There is hope for that: Women have more often won out by arguing with each other than they like to remember. Among themselves, for example, the suffragettes agreed on very little. Their Carrie Chapman Catt was an institutionalist, wanting to work within established lines. Alice Paul was a shit disturber, wanting to hold demonstrations like the ones she’d observed in England. Frances E. Willard, the head of the Women’s Christian Temperance Union, clashed repeatedly with Ida B. Wells, who pointed a finger at the racist appeals Willard frequently made in the name of arguing for women’s suffrage.

That fractious history can be traced right down through the 1970s. We remember the second-wave feminists as a monolith now, but they did not feel that way about themselves. When Jo Freeman wrote a well-regarded essay on “trashing” in the movement, she also admitted that disagreement, conflict, and opposition “are perfectly ordinary phenomena which, when engaged in mutually, honestly, and not excessively, are necessary to keep an organism or organization healthy and active.” When Audre Lorde wrote a letter to Mary Daly arguing that her tract Gyn/Ecology did not include any women of color, Lorde implored Daly, “This dismissal stands as a real block to communication between us. This block makes it far easier to turn away from you completely than to attempt to understand the thinking behind your choices.
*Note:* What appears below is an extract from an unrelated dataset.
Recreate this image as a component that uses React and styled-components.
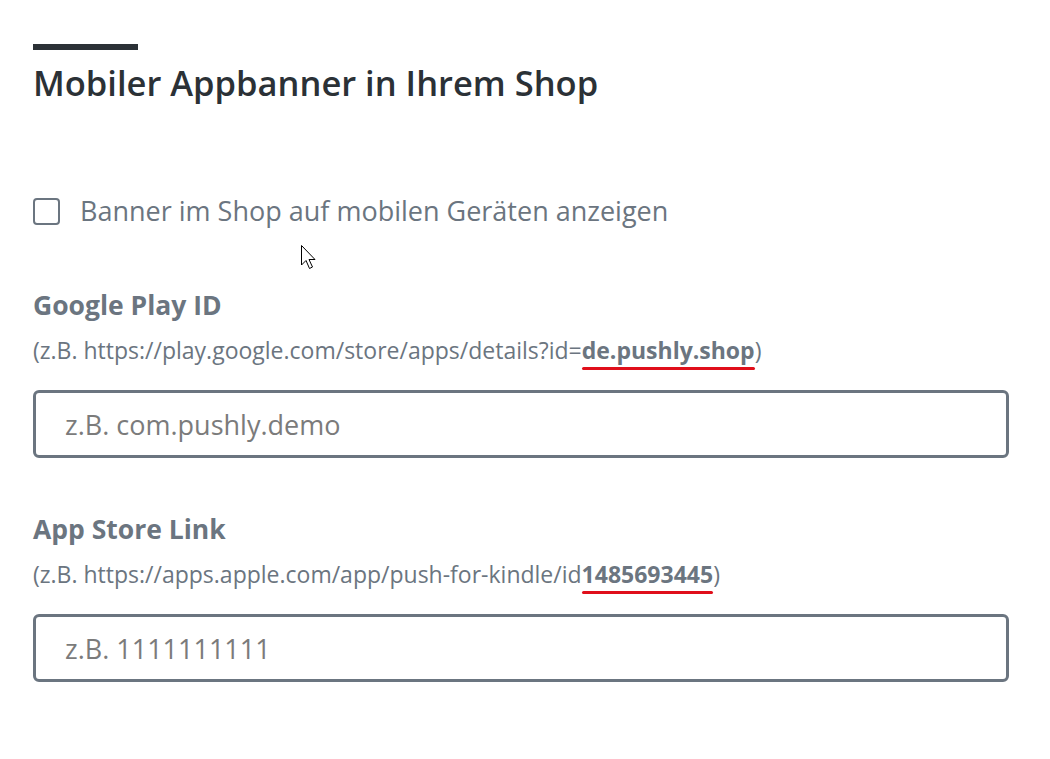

In other words, these arguments about representation, tactics, and rhetoric that we see in our own time have a long history of their own. If we knew the history of these movements a little better than we do, we might know that. The occasional Hollywood film or popular book has not quite managed to surface the way that women’s protests have always been fragile and fractious alliances. But perhaps the march on January 21 will serve to remind us that, all disagreement aside, there is something to marching together that exceeds all of our many, reasonable disagreements.